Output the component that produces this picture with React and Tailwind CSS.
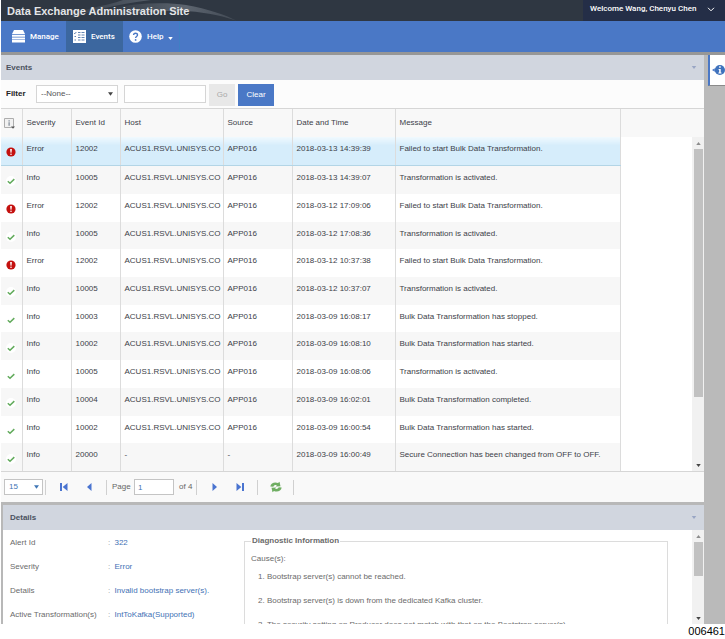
import { useState } from 'react'
import clsx from 'clsx'

const EVENTS = [
    { severity: 'Error', id: '12002', host: 'ACUS1.RSVL.UNISYS.CO', source: 'APP016', date: '2018-03-13 14:39:39', message: 'Failed to start Bulk Data Transformation.' },
    { severity: 'Info', id: '10005', host: 'ACUS1.RSVL.UNISYS.CO', source: 'APP016', date: '2018-03-13 14:39:07', message: 'Transformation is activated.' },
    { severity: 'Error', id: '12002', host: 'ACUS1.RSVL.UNISYS.CO', source: 'APP016', date: '2018-03-12 17:09:06', message: 'Failed to start Bulk Data Transformation.' },
    { severity: 'Info', id: '10005', host: 'ACUS1.RSVL.UNISYS.CO', source: 'APP016', date: '2018-03-12 17:08:36', message: 'Transformation is activated.' },
    { severity: 'Error', id: '12002', host: 'ACUS1.RSVL.UNISYS.CO', source: 'APP016', date: '2018-03-12 10:37:38', message: 'Failed to start Bulk Data Transformation.' },
    { severity: 'Info', id: '10005', host: 'ACUS1.RSVL.UNISYS.CO', source: 'APP016', date: '2018-03-12 10:37:07', message: 'Transformation is activated.' },
    { severity: 'Info', id: '10003', host: 'ACUS1.RSVL.UNISYS.CO', source: 'APP016', date: '2018-03-09 16:08:17', message: 'Bulk Data Transformation has stopped.' },
    { severity: 'Info', id: '10002', host: 'ACUS1.RSVL.UNISYS.CO', source: 'APP016', date: '2018-03-09 16:08:10', message: 'Bulk Data Transformation has started.' },
    { severity: 'Info', id: '10005', host: 'ACUS1.RSVL.UNISYS.CO', source: 'APP016', date: '2018-03-09 16:08:06', message: 'Transformation is activated.' },
    { severity: 'Info', id: '10004', host: 'ACUS1.RSVL.UNISYS.CO', source: 'APP016', date: '2018-03-09 16:02:01', message: 'Bulk Data Transformation completed.' },
    { severity: 'Info', id: '10002', host: 'ACUS1.RSVL.UNISYS.CO', source: 'APP016', date: '2018-03-09 16:00:54', message: 'Bulk Data Transformation has started.' },
    { severity: 'Info', id: '20000', host: '-', source: '-', date: '2018-03-09 16:00:49', message: 'Secure Connection has been changed from OFF to OFF.' },
]

const DETAILS = [
    ['Alert Id', '322'],
    ['Severity', 'Error'],
    ['Details', 'Invalid bootstrap server(s).'],
    ['Active Transformation(s)', 'IntToKafka(Supported)'],
]

const CAUSES = [
    'Bootstrap server(s) cannot be reached.',
    'Bootstrap server(s) is down from the dedicated Kafka cluster.',
    'The security setting on Producer does not match with that on the Bootstrap server(s).',
]

const Triangle = ({ className, up }) => (
    <svg viewBox="0 0 6 4" className={clsx('shrink-0', className)} aria-hidden="true">
        <path d={up ? 'M0 4h6L3 0z' : 'M0 0h6L3 4z'} fill="currentColor" />
    </svg>
)

const SeverityIcon = ({ severity }) =>
    severity === 'Error' ? (
        <svg viewBox="0 0 10 10" className="size-[10px]" aria-hidden="true">
            <circle cx="5" cy="5" r="4.6" fill="#c4110f" />
            <path d="M4.1 2h1.8l-.4 3.8h-1z" fill="#fff" />
            <circle cx="5" cy="7.3" r=".8" fill="#fff" />
        </svg>
    ) : (
        <svg viewBox="0 0 10 10" className="size-[10px]" aria-hidden="true">
            <circle cx="5" cy="5" r="5" fill="#fff" />
            <path d="M1.8 5.2l2.2 2 4.3-4.1" fill="none" stroke="#62ab5c" strokeWidth="1.5" />
        </svg>
    )

const ScrollBar = ({ thumb }) => (
    <div className="flex w-3 shrink-0 grow flex-col items-center bg-[#f1f1f1]" aria-hidden="true">
        <div className="flex h-3 shrink-0 items-center">
            <Triangle up className="h-[3px] w-[5px] text-[#8c8c8c]" />
        </div>
        <div className={clsx('w-[9px] bg-[#c1c1c1]', thumb)} />
        <div className="mt-auto flex h-3 shrink-0 items-center">
            <Triangle className="h-[3px] w-[5px] text-[#454545]" />
        </div>
    </div>
)

const PanelHeader = ({ title, className }) => (
    <div className={clsx('flex h-[25px] items-center justify-between bg-[#d1d6df] pr-[7px] font-bold text-[#4b5260]', className)}>
        <h2>{title}</h2>
        <button type="button" aria-label={`Collapse ${title}`}>
            <Triangle className="h-[3px] w-[6px] text-[#99a6c4]" />
        </button>
    </div>
)

const Separator = () => <div className="h-[15px] w-px bg-[#d0d0d0]" />

const PagerButton = ({ label, children }) => (
    <button type="button" aria-label={label} className="flex w-[25px] justify-center">
        <svg viewBox="0 0 10 10" className="size-[10px]" fill="#4a74d0">
            {children}
        </svg>
    </button>
)

const TopBar = () => (
    <header className="relative flex h-[21px] items-center justify-between overflow-hidden bg-[#2f3742]">
        <svg viewBox="0 0 480 21" className="absolute left-0 top-0 h-[21px] w-[480px]" aria-hidden="true">
            <defs>
                <linearGradient id="arc" x1="0" x2="1">
                    <stop offset="0" stopColor="#8b939d" stopOpacity="0" />
                    <stop offset=".6" stopColor="#8b939d" stopOpacity=".5" />
                    <stop offset="1" stopColor="#8b939d" stopOpacity=".2" />
                </linearGradient>
                <linearGradient id="band" x1="0" x2="1">
                    <stop offset="0" stopColor="#79828d" stopOpacity="0" />
                    <stop offset="1" stopColor="#79828d" stopOpacity=".5" />
                </linearGradient>
            </defs>
            <path d="M50 21C80 9 105 6 122 0h28C115 4 85 12 65 21z" fill="url(#band)" />
            <path d="M110 8C135 3 165 2 185 5c22 4 40 10 50 15.5-18-6-36-9-54-9.5-25-.5-48 2-71 7z" fill="url(#arc)" />
        </svg>
        <h1 className="relative pl-[6px] text-[11px] font-bold text-[#e4e5e7]">Data Exchange Administration Site</h1>
        <button type="button" className="relative flex h-full w-[142px] items-center justify-between bg-[#242e47] pr-[10px] pb-[3px] pl-[7px] font-[Roboto,sans-serif] font-medium text-white">
            Welcome Wang, Chenyu Chen
            <svg viewBox="0 0 8 5" className="h-[5px] w-2" fill="none" stroke="#fff" aria-hidden="true">
                <path d="M1 .8l3 3 3-3" />
            </svg>
        </button>
    </header>
)

const NavBar = () => (
    <nav className="flex h-[31px] bg-[#4a78c6] font-[Roboto,sans-serif] font-medium text-white">
        <a href="#manage" className="flex w-[65px] items-center gap-[5px] pl-[11px]">
            <svg viewBox="0 0 13 13" className="size-[13px]" fill="#fff" aria-hidden="true">
                <path d="M2 0h9l2 4H0zM0 4.7h13v2H0zM0 7.4h13v2H0zM0 10.1h13v2.4H0z" />
            </svg>
            Manage
        </a>
        <a href="#events" className="flex w-[57px] items-center gap-[5px] bg-[#3c679f] pl-[7px]">
            <svg viewBox="0 0 13 13" className="size-[13px]" aria-hidden="true">
                <path d="M0 0h13v13H0z" fill="#fff" />
                <path d="M5 2.5h2.5M8.5 2.5h3M5 5h2.5M8.5 5h3M5 7.5h2.5M8.5 7.5h3M5 10h2.5M8.5 10h3M1 3l.8.8L3.3 2M1.5 6.5h1.5M1.5 10h1.5" fill="none" stroke="#3c679f" strokeWidth=".8" />
            </svg>
            Events
        </a>
        <button type="button" className="flex w-[57px] items-center gap-[5px] border-r border-[#3f80c4] pl-[6px]">
            <svg viewBox="0 0 13 13" className="size-[13px]" aria-hidden="true">
                <circle cx="6.5" cy="6.5" r="6.3" fill="#fff" />
                <path d="M4.6 5c0-2.4 3.9-2.4 3.9 0 0 1.5-1.9 1.4-1.9 3" fill="none" stroke="#4a78c6" strokeWidth="1.4" />
                <circle cx="6.6" cy="9.9" r=".9" fill="#4a78c6" />
            </svg>
            Help
            <Triangle className="-ml-px mt-1 h-[3px] w-[5px]" />
        </button>
    </nav>
)

const FilterBar = () => {
    const [text, setText] = useState('')

    return (
        <form className="flex h-7 items-start bg-[#fcfcfc] pl-[5px] pt-1" onSubmit={(e) => e.preventDefault()}>
            <label htmlFor="filter" className="w-[30px] leading-[19px] font-bold text-[#222]">
                Filter
            </label>
            <div className="relative mt-px mr-[6px]">
                <select id="filter" className="h-[18px] w-[82px] appearance-none border border-[#d5d5d5] bg-white pl-1 text-[#555]">
                    <option>--None--</option>
                </select>
                <Triangle className="pointer-events-none absolute right-[5px] top-[7px] h-1 w-[5px] text-[#444]" />
            </div>
            <input
                type="text"
                aria-label="Filter text"
                className="mt-px mr-[3px] h-[18px] w-[82px] border border-[#d5d5d5] bg-white px-1"
                value={text}
                onChange={(e) => setText(e.target.value)}
            />
            <button type="submit" className="mr-[3px] h-[22px] w-[26px] bg-[#e8e8e8] text-[#a8a8a8]">
                Go
            </button>
            <button type="button" className="h-[22px] w-9 bg-[#4a78c6] text-white" onClick={() => setText('')}>
                Clear
            </button>
        </form>
    )
}

const EventsTable = () => {
    const [selected, setSelected] = useState(0)
    const head = 'border-r border-[#dcdcdc] pl-1 text-left font-normal'
    const cell = 'overflow-hidden border-r border-[#dcdcdc] pl-1 pt-[6px] align-top whitespace-nowrap'

    return (
        <div className="flex h-[364px] overflow-hidden border-y border-[#d6d6d6] bg-white">
            <table className="h-[362px] min-w-0 grow table-fixed text-[#3c4148]">
                <colgroup>
                    <col className="w-[21px]" />
                    <col className="w-[49px]" />
                    <col className="w-[49px]" />
                    <col className="w-[103px]" />
                    <col className="w-[69px]" />
                    <col className="w-[103px]" />
                    <col className="w-[225px]" />
                    <col />
                </colgroup>
                <thead>
                    <tr className="h-7 bg-[#f8f8f8]">
                        <th className="border-r border-[#dcdcdc] pl-[3px]">
                            <svg viewBox="0 0 11 11" className="size-[11px]" role="img" aria-label="Status">
                                <path d="M.5.5h9v9h-9z" fill="#f1f1f1" stroke="#adadad" />
                                <path d="M4.5 2.2h1.2v1.2H4.5zM4.5 4.2h1.2v3.6H4.5z" fill="#7c8794" />
                                <path d="M7 8.5h4l-2 2.2z" fill="#555" />
                            </svg>
                        </th>
                        <th className={head}>Severity</th>
                        <th className={head}>Event Id</th>
                        <th className={head}>Host</th>
                        <th className={head}>Source</th>
                        <th className={head}>Date and Time</th>
                        <th className={head}>Message</th>
                        <td />
                    </tr>
                </thead>
                <tbody>
                    {EVENTS.map((event, i) => (
                        <tr key={i} onClick={() => setSelected(i)}>
                            {[<SeverityIcon key="icon" severity={event.severity} />, event.severity, event.id, event.host, event.source, event.date, event.message].map((value, col) => (
                                <td
                                    key={col}
                                    className={clsx(
                                        col === 0 ? 'border-r border-[#dcdcdc] pl-[5px] pt-[3px]' : cell,
                                        i === selected ? 'border-b border-b-[#b3d5e6] bg-linear-to-b from-[#f0f9fe] to-[#d6edfb] to-30%' : i % 2 === 1 && 'bg-[#f7f7f7]'
                                    )}
                                >
                                    {value}
                                </td>
                            ))}
                            <td />
                        </tr>
                    ))}
                </tbody>
            </table>
            <div className="flex w-3 flex-col">
                <div className="h-7 bg-[#f8f8f8]" />
                <ScrollBar thumb="h-[248px]" />
            </div>
        </div>
    )
}

const Pager = () => (
    <div className="flex h-[30px] items-center bg-[#f9f9f9] pl-[3px] text-[#666]">
        <div className="relative mr-[2px]">
            <select aria-label="Rows per page" className="block h-4 w-[39px] appearance-none border border-[#c4c4c4] bg-white pl-1 text-[#3f76b5]">
                <option>15</option>
            </select>
            <Triangle className="pointer-events-none absolute right-1 top-[6px] h-1 w-[5px] text-[#3f76b5]" />
        </div>
        <Separator />
        <div className="flex w-[60px] pl-[5px]">
            <PagerButton label="First page">
                <path d="M1 1h2v8H1zM8.5 1v8L3.7 5z" />
            </PagerButton>
            <PagerButton label="Previous page">
                <path d="M7.5 1v8L3 5z" />
            </PagerButton>
        </div>
        <Separator />
        <label htmlFor="page" className="w-[27px] pl-[5px]">
            Page
        </label>
        <input id="page" type="text" defaultValue="1" className="h-4 w-10 border border-[#c4c4c4] bg-white pl-[3px] text-[#3f76b5]" />
        <span className="w-[22px] pl-[5px]">of 4</span>
        <Separator />
        <div className="flex w-[60px] pl-[5px]">
            <PagerButton label="Next page">
                <path d="M2.5 1v8L7 5z" />
            </PagerButton>
            <PagerButton label="Last page">
                <path d="M1.5 1v8l4.8-4zM7 1h2v8H7z" />
            </PagerButton>
        </div>
        <Separator />
        <button type="button" aria-label="Refresh" className="flex w-[35px] justify-center">
            <svg viewBox="0 0 12 12" className="size-3" fill="#6fae62" aria-hidden="true">
                <path d="M.3 5.5C.8 2.200 4.500.5 8 2L9.500.8l1 4.400-4.700.3 1-1.200C5.200 3.800 4 4.300 3.300 5.800z" />
                <path d="M11.700 6.500c-.5 3.300-4.200 5-7.700 3.500L2.500 11.200l-1-4.400 4.700-.3-1 1.200c1.600.5 2.800 0 3.500-1.500z" />
            </svg>
        </button>
        <Separator />
    </div>
)

const DetailsPanel = () => (
    <section className="border-l-2 border-t-[3px] border-[#b8b8b8] bg-white">
        <PanelHeader title="Details" className="pl-[7px]" />
        <div className="flex h-[94px] overflow-hidden text-[#6b6b6b]">
            <dl className="w-[241px] shrink-0 pt-px pl-[7px]">
                {DETAILS.map(([label, value]) => (
                    <div key={label} className="flex leading-6">
                        <dt className="w-[98px] whitespace-nowrap">{label}</dt>
                        <dd className="text-[#3f72b5]">
                            <span className="mr-[2px] text-[#999]">:</span> {value}
                        </dd>
                    </div>
                ))}
            </dl>
            <fieldset className="mt-[6px] mr-6 h-[140px] min-w-0 grow border border-[#dcdcdc] px-[6px]">
                <legend className="px-px leading-[10px] font-bold">Diagnostic Information</legend>
                <p className="pt-[7px] leading-3">Cause(s):</p>
                <ol className="list-inside list-decimal pl-[7px] leading-6 whitespace-nowrap">
                    {CAUSES.map((cause) => (
                        <li key={cause}>{cause}</li>
                    ))}
                </ol>
            </fieldset>
            <div className="flex">
                <ScrollBar thumb="h-[34px]" />
            </div>
        </div>
    </section>
)

const App = () => (
    <div className="bg-white pl-px font-['Liberation_Sans',Arial,sans-serif] text-[8px] leading-3">
        <TopBar />
        <NavBar />
        <div className="flex border-t-[3px] border-[#979797] bg-[#bababa]">
            <main className="min-w-0 grow">
                <PanelHeader title="Events" className="pl-[5px]" />
                <FilterBar />
                <EventsTable />
                <Pager />
                <DetailsPanel />
            </main>
            <aside className="w-[21px] shrink-0 pl-1">
                <button type="button" aria-label="Information" className="flex h-[31px] w-full items-center border-l-2 border-b border-l-[#4a78c6] border-b-[#8a8a8a] bg-white pl-[2px]">
                    <svg viewBox="0 0 14 12" className="h-3 w-[14px]" aria-hidden="true">
                        <path d="M0 6l3-2v4z" fill="#4a78c6" />
                        <circle cx="8.5" cy="6" r="5.5" fill="#3f72bd" />
                        <path d="M7.7 2h1.7v1.7H7.7zM7 4.8h2.4v3.9h.8v1H6.9v-1h.8V5.8H7z" fill="#fff" />
                    </svg>
                </button>
            </aside>
        </div>
        <footer className="text-right text-[11px] leading-[15px] text-black">006461</footer>
    </div>
)

export default App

....

- _EXERCISE DIRECTIONS_: Starting at the first line of the material, output exactly the lines up to and including the one with "import clsx from 'clsx'". Do not include the pictures.

- _REPLY_:
Output the component that produces this picture with React and Tailwind CSS.
import { useState } from 'react'
import clsx from 'clsx'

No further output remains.